begin DATA PROVIDED

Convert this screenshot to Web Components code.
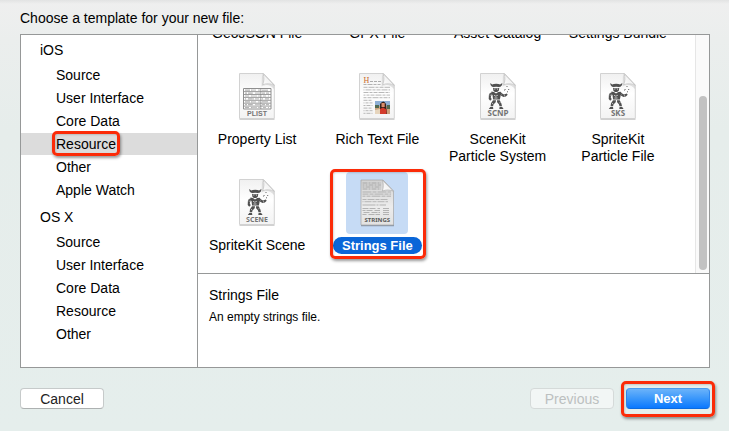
<!DOCTYPE html>
<html lang="en">
<head>
<meta charset="utf-8">
<title>Choose a template</title>
<style>
  html, body { margin: 0; height: 100%; }
  body { font: 14px/16px "Liberation Sans", Arial, sans-serif; color: #000; }
</style>
</head>
<body>
<template-dialog></template-dialog>
<script>
const define = (name, html, setup) => {
  const template = document.createElement('template');
  template.innerHTML = html;
  customElements.define(name, class extends HTMLElement {
    constructor() {
      super();
      this.attachShadow({ mode: 'open' }).append(template.content.cloneNode(true));
    }
    connectedCallback() { if (setup) setup(this, this.shadowRoot); }
  });
};

/* Red callout frame around whatever is slotted in; --reach sets how far it extends. */
define('call-out', `
<style>
  :host { display: inline-block; position: relative; }
  :host::after { content: ""; position: absolute; inset: var(--reach, -4px); border: 3px solid #fb2b08;
    border-radius: 5px; box-shadow: 1px 2px 3px rgba(0,0,0,.4), inset 1px 1px 2px rgba(0,0,0,.15); pointer-events: none; }
</style><slot></slot>`);

define('push-button', `
<style>
  :host { display: block; }
  button { display: block; min-width: 84px; height: 21px; margin: 0; padding: 0 12px; font: inherit; line-height: 18px;
    color: #222; background: #fff; border: 1px solid #c6caca; border-bottom-color: #adb1b1; border-radius: 4px; }
  button:disabled { color: #bcc0c0; background: #f2f6f5; border-color: #d5dad9; }
  :host([primary]) button { color: #fff; font-size: 13px; font-weight: bold; background: linear-gradient(#6bb3fa, #3a97fb 50%, #0a78ff); border-color: #4b9bee #2c85ee #0b6be0; }
</style>
<button type="button"><slot></slot></button>`, (host, root) => {
  root.querySelector('button').disabled = host.hasAttribute('disabled');
});

define('side-group', `
<style>
  :host { display: flex; flex-direction: column; gap: 3px; }
  h2 { margin: 0; padding-left: 19px; font: inherit; line-height: 22px; }
  nav { display: flex; flex-direction: column; gap: 1px; }
</style>
<h2></h2><nav><slot></slot></nav>`, (host, root) => {
  root.querySelector('h2').textContent = host.getAttribute('heading');
});

define('side-item', `
<style>
  :host { display: block; padding-left: 35px; line-height: 22px; }
  :host([selected]) { background: #dcdcdc; }
  a { color: inherit; text-decoration: none; }
</style>
<a href="#"><slot></slot></a>`);

const defs = `<defs>
  <linearGradient id="paper" x1="0" y1="0" x2="0" y2="1"><stop offset="0" stop-color="#f0f0f0"/><stop offset=".45" stop-color="#fff"/><stop offset="1" stop-color="#f3f3f3"/></linearGradient>
  <linearGradient id="fold" x1="0" y1="1" x2="1" y2="0"><stop offset="0" stop-color="#fff"/><stop offset=".5" stop-color="#f2f2f2"/><stop offset="1" stop-color="#ccc"/></linearGradient>
  <linearGradient id="grey" x1="0" y1="0" x2="0" y2="1"><stop offset="0" stop-color="#d2d2d2"/><stop offset=".6" stop-color="#ececec"/><stop offset="1" stop-color="#e2e2e2"/></linearGradient>
</defs>`;
const page = () => `
  <path d="M9.5 54.4H44.5" stroke="#000" stroke-opacity=".18" stroke-width="1.4"/>
  <path d="M9.5 8.5H33.500L44.300 20V53.500H9.500Z" fill="url(#paper)" stroke="#d2d2d2"/>
  <path d="M32 9C34 12 34 17 32.500 20.500C36 18.500 40 18.500 44 20.500L44 24C40 19.500 36 19 31.500 21.500Z" fill="#000" opacity=".1"/>
  <path d="M33 8.500C34.300 12 34.200 16.500 32.600 19.800C36 18.300 40.500 18.500 44.300 20.300Z" fill="url(#fold)" stroke="#c2c2c2" stroke-width=".8"/>`;
const caption = (text, size = 7, family = "'Noto Sans'") =>
  `<text x="27" y="51" text-anchor="middle" font-family="${family}, sans-serif" font-size="${size}" font-weight="700" fill="#747474">${text}</text>`;
const robot = `
  <g fill="#505050">
    <path d="M19.300 18l1.900 1.600q1.300-.9 4-.9t3.900.7l2.200-1.400q.4 2.600-1.800 3.700l-1.700.4q-2.700-.9-5 0l-1.800-.4q-2-1.200-1.700-3.700z"/>
    <path d="M22 22.700l1.500.6h3.400l1.400-.6-.5 3-1.600 1.300h-2.300l-1.500-1.300z"/>
    <path d="M20.500 26.500l2.500.5 2 1.500 2.200-1.500 2.400-.3 1.600 2-1.500 1.500-.8 4.300h-6.800l-.6-4.500-1.600-1z"/>
    <path d="M19.200 27.500l1.500 2-1 2.800 1 2-1.500 1.500-1.500-1.700.2-4.300z"/>
    <path d="M30.700 28.300l2.300 1.200 2.800-.9.900 1.100-1.800 1.900-2.200.4-2.700-1.300z"/>
    <path d="M22 35.200h3l-.3 2-2.200 2.300-.4 1.800h-2.500l.4-3z"/>
    <path d="M26 35.200h2.700l1.700 3.300.6 2.800h-2.500l-.6-2-1.800-2z"/>
    <path d="M19.300 42l2.700.1.300 1.900h-4.500zM28.600 42h2.600l1.400 2h-4.300z"/>
  </g>
  <path d="M23.300 24.200h1M26 24.200h1M23 30.300l1.800.9 2-.9M23.500 33h3M21 38.300l1.200.6M28.500 37.800l1-.5M18.600 30l1 .3M33 30.700l1 .2" stroke="#e2e2e2" stroke-width=".8"/>
  <path d="M33.500 25.500l.8-1.500M35.500 21.500h1M37.200 24.500h1M36 27l1-.4" stroke="#666" stroke-width="1"/>`;
const lines = (x1, x2, y, n, step, attrs) =>
  Array.from({ length: n }, (_, i) => `<path d="M${x1} ${y + i * step}H${x2}" ${attrs} stroke-dashoffset="${i * 3}"/>`).join('');
const art = {
  none: '',
  plist: page() + `<path d="M13.500 23.500H41V44H13.500Z" fill="#fff" stroke="#8f8f8f"/>` +
    lines(15, 22, 25.200, 7, 2.9, 'stroke="#b5b5b5" stroke-width="1.200" stroke-dasharray="5 1 4 2"') +
    lines(22, 30, 25.200, 7, 2.9, 'stroke="#c6c6c6" stroke-width="1.200" stroke-dasharray="4 2 5 1"') +
    lines(32, 39, 25.200, 7, 2.9, 'stroke="#bbb" stroke-width="1.200" stroke-dasharray="6 1 3 2"') +
    lines(14, 41, 26.600, 6, 2.9, 'stroke="#929292" stroke-width=".9"') +
    `<path d="M30.800 23.500V44" stroke="#888" stroke-width=".8"/>` + caption('PLIST', 7, "'Liberation Sans'"),
  rtf: page() + `<text x="13.500" y="17.500" font-family="'Liberation Serif', serif" font-size="8" fill="#c96b2c">H</text>
    <path d="M20 16.500H31" stroke="#999" stroke-width=".8" stroke-dasharray="3 1"/>` +
    lines(13.5, 30.5, 19.500, 1, 2, 'stroke="#aaa" stroke-width=".9" stroke-dasharray="3 1 5 1"') +
    lines(13.5, 40, 22.300, 5, 2.6, 'stroke="#b0b0b0" stroke-width=".9" stroke-dasharray="4 1 6 1 3 1"') +
    lines(13.5, 22.5, 35.300, 6, 2.6, 'stroke="#b0b0b0" stroke-width=".9" stroke-dasharray="4 1 3 1"') + `
    <path d="M25 36H40V49H25Z" fill="#cba27e"/><path d="M25 36H40V41H25Z" fill="#8eafd5"/><path d="M25 40h4v3h-4zM37 40h3v4h-3z" fill="#506a51"/>
    <path d="M30 39q3.500-5 6 0l1 10h-7z" fill="#35231f"/><path d="M31.500 38h3.200v4h-3.200z" fill="#d98d6c"/><path d="M30 44l3-1.500 3.500 2v4.500H30z" fill="#d33b2b"/><path d="M25 45l5-1v5h-5z" fill="#e6d5bd"/>`,
  scnp: page() + robot + caption('SCNP', 8),
  sks: page() + robot + caption('SKS', 8),
  scene: page() + robot + caption('SCENE'),
  strings: `<path d="M11 54.500H44" stroke="#000" stroke-opacity=".3" stroke-width="1.300"/>
    <path d="M11 9H33L43.500 20V54H11Z" fill="url(#grey)" stroke="#a5a5a5" stroke-width=".7"/>` +
    lines(12.5, 31, 12, 4, 2, 'stroke="#999" stroke-width=".8" stroke-dasharray="5 1 2 1"') +
    lines(12.5, 41, 21, 3, 2.100, 'stroke="#a5a5a5" stroke-width=".8" stroke-dasharray="9 1 4 1"') +
    lines(12.5, 38, 28.500, 2, 2.200, 'stroke="#aaa" stroke-width=".8" stroke-dasharray="4 1 7 1"') +
    lines(12.5, 36, 34, 1, 2, 'stroke="#a5a5a5" stroke-width=".8" stroke-dasharray="13 1 2 1"') +
    lines(12.5, 30, 37.500, 4, 2, 'stroke="#a5a5a5" stroke-width=".8" stroke-dasharray="6 1 6 2"') +
    lines(33, 39, 37.500, 4, 2, 'stroke="#a5a5a5" stroke-width=".8"') +
    `<path d="M32.500 9.200C33.500 13 33.500 16.500 32.400 20C36 18.500 40 18.800 43.500 20.200Z" fill="url(#fold)" stroke="#aaa" stroke-width=".7"/>
    <text x="27.300" y="51" text-anchor="middle" font-family="'Noto Sans', sans-serif" font-size="6" font-weight="700" fill="#5a5a5a">STRINGS</text>`
};

define('template-tile', `
<style>
  :host { display: flex; flex-direction: column; align-items: center; gap: 3px; text-align: center; }
  figure { margin: 0; width: 62px; height: 62px; border-radius: 4px; }
  svg { display: block; width: 100%; height: 100%; }
  span { display: block; padding: 0 9px; border-radius: 9px; line-height: 17px; margin-bottom: -1px; white-space: nowrap; }
  ::slotted(b) { display: block; font-weight: inherit; line-height: 16px; }
  :host([selected]) figure { background: #c6dbf5; }
  :host([selected]) span { color: #fff; background: #0a66d8; font-size: 13px; font-weight: bold; }
</style>
<figure></figure><span><slot></slot></span>`, (host, root) => {
  root.querySelector('figure').innerHTML =
    `<svg viewBox="-4 1 62 62" fill="none" aria-hidden="true">${defs}${art[host.getAttribute('icon')]}</svg>`;
});

define('template-grid', `
<style>
  :host { display: flex; min-height: 0; overflow: hidden; background: #fff; }
  .view { flex: 1; min-width: 0; display: flex; flex-direction: column; justify-content: flex-end; }
  .grid { display: grid; grid-template-columns: repeat(4, 1fr); grid-auto-rows: 99px; gap: 7px 2px; padding-right: 18px; padding-bottom: 2px; }
  .track { width: 13px; display: flex; flex-direction: column; align-items: center; background: #fafafa; border-left: 1px solid #e6e6e6; }
  .space { flex: 61; }
  .thumb { flex: 174; width: 8px; margin-bottom: 3px; border-radius: 4px; background: #c2c2c2; }
</style>
<div class="view"><div class="grid"><slot></slot></div></div>
<div class="track"><div class="space"></div><div class="thumb"></div></div>`);

define('template-dialog', `
<style>
  :host { display: flex; flex-direction: column; box-sizing: border-box; min-height: 100vh; padding: 10px 19px 22px 20px;
    background: linear-gradient(#e2e3e3, transparent 4px), linear-gradient(#efefef, #ebeeed 40px, #e6edeb 130px, #e5eeec); }
  h1 { margin: 0 0 8px; font: inherit; }
  .panel { flex: 1; display: grid; grid-template-columns: 177px 1fr; border: 1px solid #969898; background: #fff; }
  aside { display: flex; flex-direction: column; gap: 5px; padding-top: 4px; border-right: 1px solid #969898; }
  .main { display: grid; grid-template-rows: minmax(0, 238px) 1fr; min-width: 0; }
  .detail { padding: 13px 11px; border-top: 1px solid #969898; }
  h2 { margin: 0 0 6px; font: inherit; }
  p { margin: 0; font-size: 12px; }
  footer { display: flex; gap: 12px; margin-top: 20px; }
  .grow { flex: 1; }
  .row-mark { line-height: 17px; --reach: -5px -4px -3px; }
  .tile-mark { justify-self: center; align-self: start; --reach: -3px -4px -6px -3px; }
  .button-mark { --reach: -7px -5px -8px -5px; }
</style>
<h1>Choose a template for your new file:</h1>
<div class="panel">
  <aside>
    <side-group heading="iOS">
      <side-item>Source</side-item><side-item>User Interface</side-item><side-item>Core Data</side-item>
      <side-item selected><call-out class="row-mark">Resource</call-out></side-item>
      <side-item>Other</side-item><side-item>Apple Watch</side-item>
    </side-group>
    <side-group heading="OS X">
      <side-item>Source</side-item><side-item>User Interface</side-item><side-item>Core Data</side-item>
      <side-item>Resource</side-item><side-item>Other</side-item>
    </side-group>
  </aside>
  <div class="main">
    <template-grid>
      <template-tile icon="none">GeoJSON File</template-tile>
      <template-tile icon="none">GPX File</template-tile>
      <template-tile icon="none">Asset Catalog</template-tile>
      <template-tile icon="none">Settings Bundle</template-tile>
      <template-tile icon="plist">Property List</template-tile>
      <template-tile icon="rtf">Rich Text File</template-tile>
      <template-tile icon="scnp">SceneKit<br>Particle System</template-tile>
      <template-tile icon="sks">SpriteKit<br>Particle File</template-tile>
      <template-tile icon="scene">SpriteKit Scene</template-tile>
      <call-out class="tile-mark"><template-tile icon="strings" selected>Strings File</template-tile></call-out>
    </template-grid>
    <div class="detail"><h2>Strings File</h2><p>An empty strings file.</p></div>
  </div>
</div>
<footer>
  <push-button>Cancel</push-button><span class="grow"></span>
  <push-button disabled>Previous</push-button>
  <call-out class="button-mark"><push-button primary>Next</push-button></call-out>
</footer>`);
</script>
</body>
</html>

end DATA PROVIDED

• [PROBLEM REQUIREMENTS]: Take every line above carrying "this" and return it.

• [PROBLEM SOLUTION]:
Convert this screenshot to Web Components code.
      this.attachShadow({ mode: 'open' }).append(template.content.cloneNode(true));
    connectedCallback() { if (setup) setup(this, this.shadowRoot); }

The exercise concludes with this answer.